--- Listed entries ---
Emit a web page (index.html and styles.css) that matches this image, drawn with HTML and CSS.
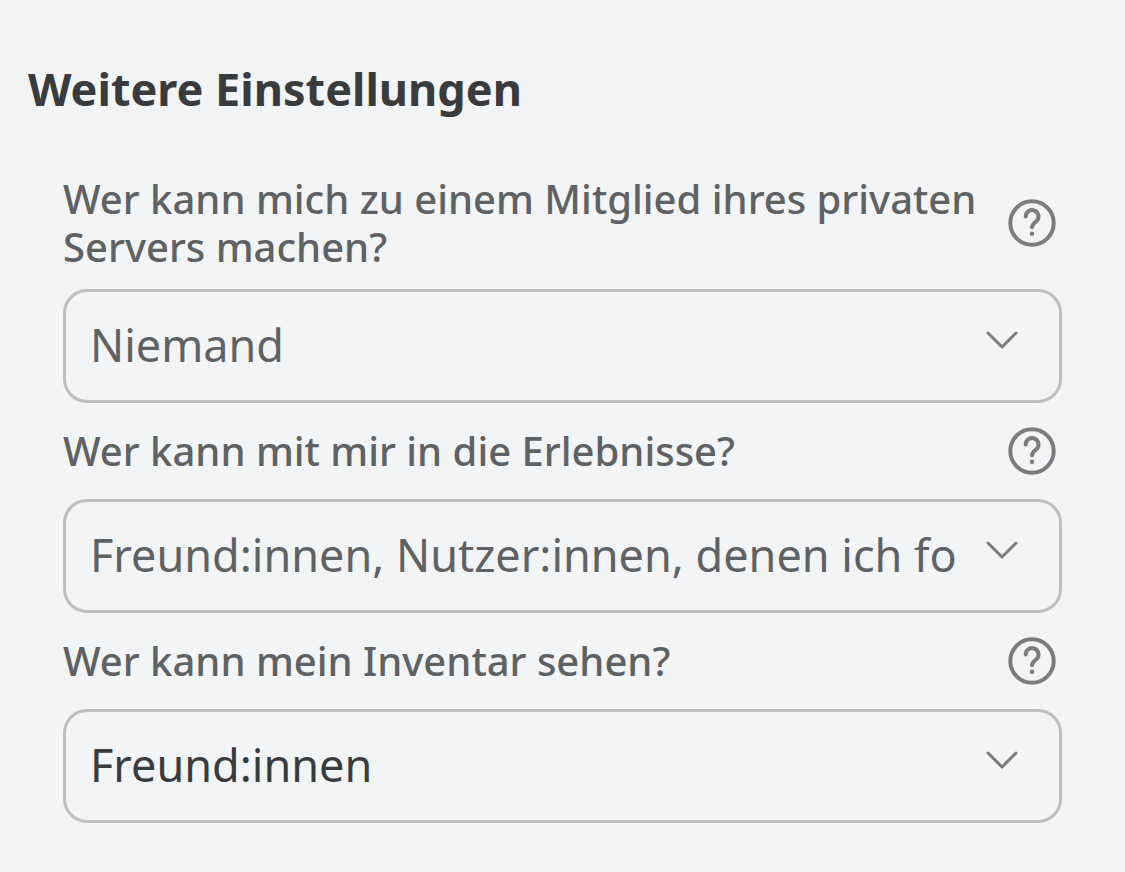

==

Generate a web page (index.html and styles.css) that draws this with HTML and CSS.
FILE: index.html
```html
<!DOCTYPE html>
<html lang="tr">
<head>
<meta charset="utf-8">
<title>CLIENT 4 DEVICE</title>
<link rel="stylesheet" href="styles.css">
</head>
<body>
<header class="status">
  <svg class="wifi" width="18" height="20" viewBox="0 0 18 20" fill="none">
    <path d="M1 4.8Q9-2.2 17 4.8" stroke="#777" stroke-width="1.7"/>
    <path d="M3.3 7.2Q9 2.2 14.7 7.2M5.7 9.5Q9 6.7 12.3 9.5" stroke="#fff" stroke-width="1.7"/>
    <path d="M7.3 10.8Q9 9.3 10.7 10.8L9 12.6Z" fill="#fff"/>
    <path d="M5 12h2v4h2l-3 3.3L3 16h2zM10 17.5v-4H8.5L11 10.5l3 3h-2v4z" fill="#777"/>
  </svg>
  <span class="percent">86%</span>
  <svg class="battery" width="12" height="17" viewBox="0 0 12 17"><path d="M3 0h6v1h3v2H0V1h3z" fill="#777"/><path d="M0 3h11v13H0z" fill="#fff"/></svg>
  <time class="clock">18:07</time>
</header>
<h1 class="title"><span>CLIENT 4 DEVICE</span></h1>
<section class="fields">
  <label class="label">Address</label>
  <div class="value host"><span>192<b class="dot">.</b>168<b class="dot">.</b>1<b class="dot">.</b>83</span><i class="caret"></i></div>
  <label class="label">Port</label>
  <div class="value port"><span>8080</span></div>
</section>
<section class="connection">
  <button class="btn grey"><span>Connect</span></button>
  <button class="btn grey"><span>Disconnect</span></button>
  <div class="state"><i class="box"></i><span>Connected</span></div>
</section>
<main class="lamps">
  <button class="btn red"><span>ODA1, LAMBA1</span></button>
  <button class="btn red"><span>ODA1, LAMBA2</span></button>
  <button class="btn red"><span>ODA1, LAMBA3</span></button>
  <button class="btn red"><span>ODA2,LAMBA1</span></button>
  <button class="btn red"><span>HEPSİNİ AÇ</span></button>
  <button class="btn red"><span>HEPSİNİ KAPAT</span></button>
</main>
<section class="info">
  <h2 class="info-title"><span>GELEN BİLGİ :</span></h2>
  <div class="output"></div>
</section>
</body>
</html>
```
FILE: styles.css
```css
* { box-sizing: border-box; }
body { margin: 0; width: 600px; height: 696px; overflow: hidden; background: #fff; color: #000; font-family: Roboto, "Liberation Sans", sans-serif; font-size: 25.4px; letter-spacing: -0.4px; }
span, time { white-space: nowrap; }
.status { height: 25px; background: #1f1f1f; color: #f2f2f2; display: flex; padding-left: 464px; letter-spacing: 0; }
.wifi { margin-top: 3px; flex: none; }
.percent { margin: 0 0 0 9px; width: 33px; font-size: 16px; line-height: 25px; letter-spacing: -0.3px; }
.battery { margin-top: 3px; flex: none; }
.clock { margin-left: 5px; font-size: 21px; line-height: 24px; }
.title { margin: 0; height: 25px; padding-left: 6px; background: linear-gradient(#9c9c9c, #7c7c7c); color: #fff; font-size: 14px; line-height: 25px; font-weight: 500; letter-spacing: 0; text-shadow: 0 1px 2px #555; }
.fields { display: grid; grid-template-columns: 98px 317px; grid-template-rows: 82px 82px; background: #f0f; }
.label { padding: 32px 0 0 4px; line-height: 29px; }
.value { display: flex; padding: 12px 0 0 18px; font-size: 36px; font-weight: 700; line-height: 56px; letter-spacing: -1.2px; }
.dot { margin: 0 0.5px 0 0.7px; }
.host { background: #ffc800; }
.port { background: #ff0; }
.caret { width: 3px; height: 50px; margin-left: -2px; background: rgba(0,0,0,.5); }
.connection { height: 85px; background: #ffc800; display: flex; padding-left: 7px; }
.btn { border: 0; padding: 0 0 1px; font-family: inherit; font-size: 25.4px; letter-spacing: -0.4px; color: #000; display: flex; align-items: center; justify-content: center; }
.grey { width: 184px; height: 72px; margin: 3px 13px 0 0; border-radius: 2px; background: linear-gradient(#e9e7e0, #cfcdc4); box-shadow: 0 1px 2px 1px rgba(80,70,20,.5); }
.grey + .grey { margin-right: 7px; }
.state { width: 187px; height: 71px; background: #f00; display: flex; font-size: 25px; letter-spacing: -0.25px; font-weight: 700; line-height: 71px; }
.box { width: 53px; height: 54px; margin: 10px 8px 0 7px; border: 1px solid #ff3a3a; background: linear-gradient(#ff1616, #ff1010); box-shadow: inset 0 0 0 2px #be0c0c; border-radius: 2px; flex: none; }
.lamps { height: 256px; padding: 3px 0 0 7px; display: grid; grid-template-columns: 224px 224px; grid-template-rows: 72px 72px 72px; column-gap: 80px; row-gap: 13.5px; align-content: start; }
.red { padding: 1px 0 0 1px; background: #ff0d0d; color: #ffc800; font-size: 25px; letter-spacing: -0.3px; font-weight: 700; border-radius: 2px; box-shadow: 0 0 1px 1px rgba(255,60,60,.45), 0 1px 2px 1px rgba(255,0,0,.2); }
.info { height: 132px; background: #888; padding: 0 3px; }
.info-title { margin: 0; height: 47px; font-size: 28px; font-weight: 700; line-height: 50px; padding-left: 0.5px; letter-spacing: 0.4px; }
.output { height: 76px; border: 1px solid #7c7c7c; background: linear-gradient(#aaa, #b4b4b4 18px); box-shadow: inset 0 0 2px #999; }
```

...

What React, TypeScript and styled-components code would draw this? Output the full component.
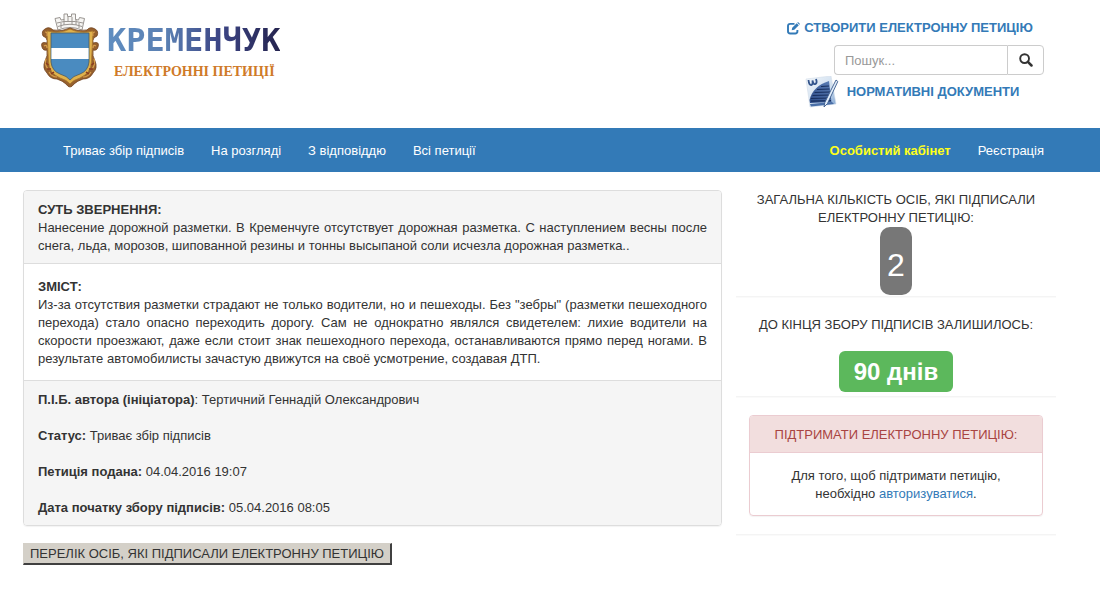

--- Instructions to follow ---
Extract lines where the string "page" occurs.

--- Output for this exercise ---
Emit a web page (index.html and styles.css) that matches this image, drawn with HTML and CSS.
Generate a web page (index.html and styles.css) that draws this with HTML and CSS.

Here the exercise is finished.